● DATASET CONTENT
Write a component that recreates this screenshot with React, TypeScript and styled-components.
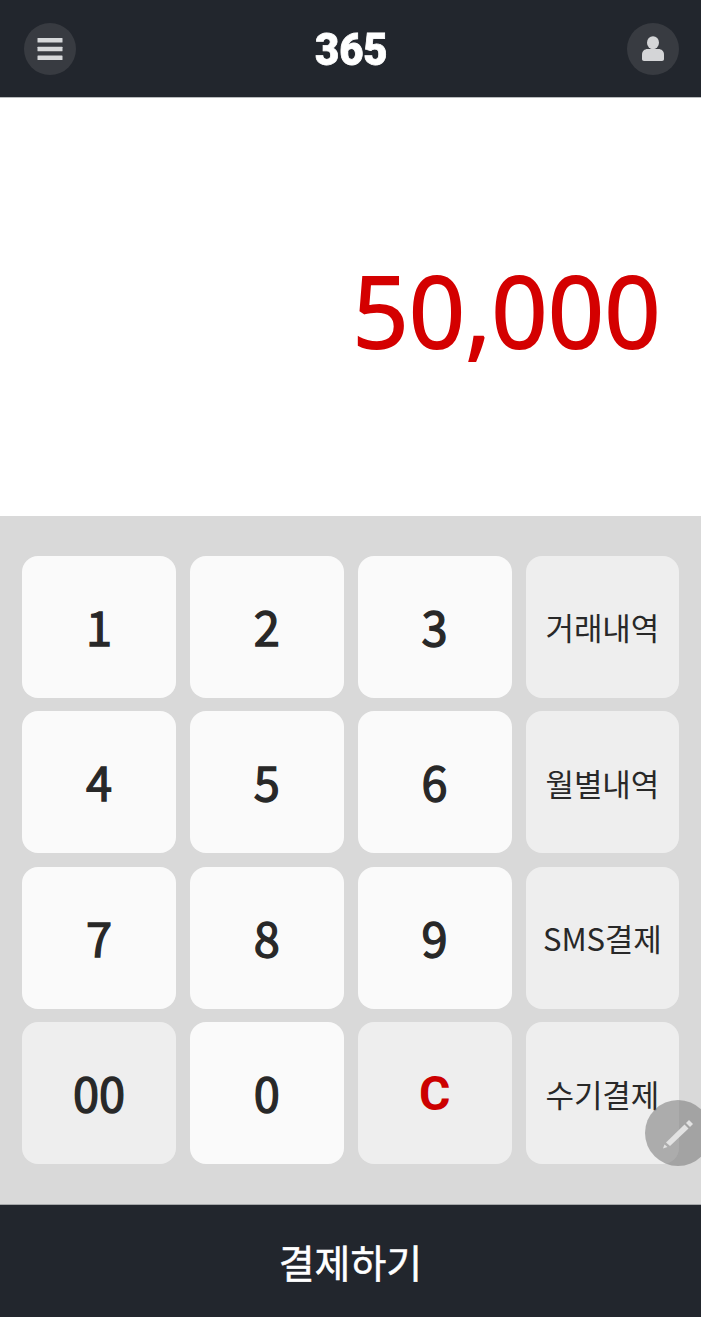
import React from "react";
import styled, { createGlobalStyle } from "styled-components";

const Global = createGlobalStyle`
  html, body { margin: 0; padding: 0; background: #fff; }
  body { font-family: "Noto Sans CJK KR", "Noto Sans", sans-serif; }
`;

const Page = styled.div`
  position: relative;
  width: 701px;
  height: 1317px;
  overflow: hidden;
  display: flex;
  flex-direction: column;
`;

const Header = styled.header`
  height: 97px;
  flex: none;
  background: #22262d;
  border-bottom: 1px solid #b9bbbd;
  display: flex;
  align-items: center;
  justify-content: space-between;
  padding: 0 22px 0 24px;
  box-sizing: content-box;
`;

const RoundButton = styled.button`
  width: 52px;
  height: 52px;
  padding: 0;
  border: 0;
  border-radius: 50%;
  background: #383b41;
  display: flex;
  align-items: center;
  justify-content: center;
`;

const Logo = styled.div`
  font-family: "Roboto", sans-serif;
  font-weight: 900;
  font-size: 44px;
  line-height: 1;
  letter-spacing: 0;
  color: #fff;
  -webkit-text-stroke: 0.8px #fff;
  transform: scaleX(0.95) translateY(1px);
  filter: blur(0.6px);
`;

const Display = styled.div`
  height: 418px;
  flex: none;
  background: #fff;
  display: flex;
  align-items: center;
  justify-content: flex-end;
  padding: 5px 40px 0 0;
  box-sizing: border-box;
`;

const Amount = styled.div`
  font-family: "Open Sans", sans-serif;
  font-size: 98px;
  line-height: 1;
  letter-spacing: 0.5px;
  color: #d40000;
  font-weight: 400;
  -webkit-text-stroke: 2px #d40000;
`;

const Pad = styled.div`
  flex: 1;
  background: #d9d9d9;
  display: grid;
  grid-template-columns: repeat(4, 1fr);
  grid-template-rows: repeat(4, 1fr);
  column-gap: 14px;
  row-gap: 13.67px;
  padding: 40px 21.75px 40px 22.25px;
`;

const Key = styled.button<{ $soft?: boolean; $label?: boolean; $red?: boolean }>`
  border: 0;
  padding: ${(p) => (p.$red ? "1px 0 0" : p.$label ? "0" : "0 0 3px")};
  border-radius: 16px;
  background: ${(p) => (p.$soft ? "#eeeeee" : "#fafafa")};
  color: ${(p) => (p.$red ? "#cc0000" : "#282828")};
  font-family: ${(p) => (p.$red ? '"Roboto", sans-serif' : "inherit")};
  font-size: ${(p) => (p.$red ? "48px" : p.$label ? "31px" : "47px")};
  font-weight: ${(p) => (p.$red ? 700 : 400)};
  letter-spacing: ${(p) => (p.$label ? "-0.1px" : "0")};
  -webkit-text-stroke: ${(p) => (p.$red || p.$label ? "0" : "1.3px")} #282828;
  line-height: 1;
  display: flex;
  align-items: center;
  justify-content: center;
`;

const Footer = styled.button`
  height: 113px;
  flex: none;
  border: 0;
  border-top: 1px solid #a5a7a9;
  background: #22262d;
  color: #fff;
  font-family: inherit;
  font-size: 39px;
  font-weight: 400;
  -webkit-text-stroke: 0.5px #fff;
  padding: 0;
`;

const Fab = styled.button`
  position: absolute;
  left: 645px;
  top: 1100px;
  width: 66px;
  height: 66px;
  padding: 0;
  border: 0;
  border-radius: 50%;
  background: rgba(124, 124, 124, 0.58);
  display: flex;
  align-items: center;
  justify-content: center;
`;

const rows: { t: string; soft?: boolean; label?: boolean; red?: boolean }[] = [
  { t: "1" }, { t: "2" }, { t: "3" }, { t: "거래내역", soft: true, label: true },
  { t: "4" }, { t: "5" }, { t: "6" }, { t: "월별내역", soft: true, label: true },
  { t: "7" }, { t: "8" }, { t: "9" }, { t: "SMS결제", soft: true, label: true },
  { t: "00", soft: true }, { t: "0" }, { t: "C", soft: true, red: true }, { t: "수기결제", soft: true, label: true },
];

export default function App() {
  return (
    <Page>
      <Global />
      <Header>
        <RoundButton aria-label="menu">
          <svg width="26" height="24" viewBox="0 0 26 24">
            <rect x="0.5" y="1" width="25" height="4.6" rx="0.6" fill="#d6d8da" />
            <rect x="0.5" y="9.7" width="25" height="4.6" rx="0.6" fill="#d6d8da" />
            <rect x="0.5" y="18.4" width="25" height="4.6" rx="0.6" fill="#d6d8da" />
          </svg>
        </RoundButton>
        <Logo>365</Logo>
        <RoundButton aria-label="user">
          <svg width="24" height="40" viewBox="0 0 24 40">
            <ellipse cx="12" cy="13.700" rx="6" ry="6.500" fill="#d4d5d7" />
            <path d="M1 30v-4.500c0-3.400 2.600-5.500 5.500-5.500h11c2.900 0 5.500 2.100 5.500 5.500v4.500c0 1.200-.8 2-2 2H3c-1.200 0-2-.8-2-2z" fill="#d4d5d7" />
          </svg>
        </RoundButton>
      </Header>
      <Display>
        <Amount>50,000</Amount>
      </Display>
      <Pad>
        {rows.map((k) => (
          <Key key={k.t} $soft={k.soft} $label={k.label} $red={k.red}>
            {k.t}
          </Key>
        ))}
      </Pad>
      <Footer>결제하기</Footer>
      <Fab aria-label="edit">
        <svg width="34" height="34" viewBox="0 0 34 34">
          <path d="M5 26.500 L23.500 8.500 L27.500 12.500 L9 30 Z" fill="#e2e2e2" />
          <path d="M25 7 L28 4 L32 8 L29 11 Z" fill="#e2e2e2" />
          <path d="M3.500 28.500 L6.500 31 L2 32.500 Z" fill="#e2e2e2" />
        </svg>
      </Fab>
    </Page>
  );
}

● GIVEN PROBLEM
Transcribe the whole listing, character for character, but not its images.

● EXERCISE SOLUTION
Write a component that recreates this screenshot with React, TypeScript and styled-components.
import React from "react";
import styled, { createGlobalStyle } from "styled-components";

const Global = createGlobalStyle`
  html, body { margin: 0; padding: 0; background: #fff; }
  body { font-family: "Noto Sans CJK KR", "Noto Sans", sans-serif; }
`;

const Page = styled.div`
  position: relative;
  width: 701px;
  height: 1317px;
  overflow: hidden;
  display: flex;
  flex-direction: column;
`;

const Header = styled.header`
  height: 97px;
  flex: none;
  background: #22262d;
  border-bottom: 1px solid #b9bbbd;
  display: flex;
  align-items: center;
  justify-content: space-between;
  padding: 0 22px 0 24px;
  box-sizing: content-box;
`;

const RoundButton = styled.button`
  width: 52px;
  height: 52px;
  padding: 0;
  border: 0;
  border-radius: 50%;
  background: #383b41;
  display: flex;
  align-items: center;
  justify-content: center;
`;

const Logo = styled.div`
  font-family: "Roboto", sans-serif;
  font-weight: 900;
  font-size: 44px;
  line-height: 1;
  letter-spacing: 0;
  color: #fff;
  -webkit-text-stroke: 0.8px #fff;
  transform: scaleX(0.95) translateY(1px);
  filter: blur(0.6px);
`;

const Display = styled.div`
  height: 418px;
  flex: none;
  background: #fff;
  display: flex;
  align-items: center;
  justify-content: flex-end;
  padding: 5px 40px 0 0;
  box-sizing: border-box;
`;

const Amount = styled.div`
  font-family: "Open Sans", sans-serif;
  font-size: 98px;
  line-height: 1;
  letter-spacing: 0.5px;
  color: #d40000;
  font-weight: 400;
  -webkit-text-stroke: 2px #d40000;
`;

const Pad = styled.div`
  flex: 1;
  background: #d9d9d9;
  display: grid;
  grid-template-columns: repeat(4, 1fr);
  grid-template-rows: repeat(4, 1fr);
  column-gap: 14px;
  row-gap: 13.67px;
  padding: 40px 21.75px 40px 22.25px;
`;

const Key = styled.button<{ $soft?: boolean; $label?: boolean; $red?: boolean }>`
  border: 0;
  padding: ${(p) => (p.$red ? "1px 0 0" : p.$label ? "0" : "0 0 3px")};
  border-radius: 16px;
  background: ${(p) => (p.$soft ? "#eeeeee" : "#fafafa")};
  color: ${(p) => (p.$red ? "#cc0000" : "#282828")};
  font-family: ${(p) => (p.$red ? '"Roboto", sans-serif' : "inherit")};
  font-size: ${(p) => (p.$red ? "48px" : p.$label ? "31px" : "47px")};
  font-weight: ${(p) => (p.$red ? 700 : 400)};
  letter-spacing: ${(p) => (p.$label ? "-0.1px" : "0")};
  -webkit-text-stroke: ${(p) => (p.$red || p.$label ? "0" : "1.3px")} #282828;
  line-height: 1;
  display: flex;
  align-items: center;
  justify-content: center;
`;

const Footer = styled.button`
  height: 113px;
  flex: none;
  border: 0;
  border-top: 1px solid #a5a7a9;
  background: #22262d;
  color: #fff;
  font-family: inherit;
  font-size: 39px;
  font-weight: 400;
  -webkit-text-stroke: 0.5px #fff;
  padding: 0;
`;

const Fab = styled.button`
  position: absolute;
  left: 645px;
  top: 1100px;
  width: 66px;
  height: 66px;
  padding: 0;
  border: 0;
  border-radius: 50%;
  background: rgba(124, 124, 124, 0.58);
  display: flex;
  align-items: center;
  justify-content: center;
`;

const rows: { t: string; soft?: boolean; label?: boolean; red?: boolean }[] = [
  { t: "1" }, { t: "2" }, { t: "3" }, { t: "거래내역", soft: true, label: true },
  { t: "4" }, { t: "5" }, { t: "6" }, { t: "월별내역", soft: true, label: true },
  { t: "7" }, { t: "8" }, { t: "9" }, { t: "SMS결제", soft: true, label: true },
  { t: "00", soft: true }, { t: "0" }, { t: "C", soft: true, red: true }, { t: "수기결제", soft: true, label: true },
];

export default function App() {
  return (
    <Page>
      <Global />
      <Header>
        <RoundButton aria-label="menu">
          <svg width="26" height="24" viewBox="0 0 26 24">
            <rect x="0.5" y="1" width="25" height="4.6" rx="0.6" fill="#d6d8da" />
            <rect x="0.5" y="9.7" width="25" height="4.6" rx="0.6" fill="#d6d8da" />
            <rect x="0.5" y="18.4" width="25" height="4.6" rx="0.6" fill="#d6d8da" />
          </svg>
        </RoundButton>
        <Logo>365</Logo>
        <RoundButton aria-label="user">
          <svg width="24" height="40" viewBox="0 0 24 40">
            <ellipse cx="12" cy="13.700" rx="6" ry="6.500" fill="#d4d5d7" />
            <path d="M1 30v-4.500c0-3.400 2.600-5.500 5.500-5.500h11c2.900 0 5.500 2.100 5.500 5.500v4.500c0 1.200-.8 2-2 2H3c-1.200 0-2-.8-2-2z" fill="#d4d5d7" />
          </svg>
        </RoundButton>
      </Header>
      <Display>
        <Amount>50,000</Amount>
      </Display>
      <Pad>
        {rows.map((k) => (
          <Key key={k.t} $soft={k.soft} $label={k.label} $red={k.red}>
            {k.t}
          </Key>
        ))}
      </Pad>
      <Footer>결제하기</Footer>
      <Fab aria-label="edit">
        <svg width="34" height="34" viewBox="0 0 34 34">
          <path d="M5 26.500 L23.500 8.500 L27.500 12.500 L9 30 Z" fill="#e2e2e2" />
          <path d="M25 7 L28 4 L32 8 L29 11 Z" fill="#e2e2e2" />
          <path d="M3.500 28.500 L6.500 31 L2 32.500 Z" fill="#e2e2e2" />
        </svg>
      </Fab>
    </Page>
  );
}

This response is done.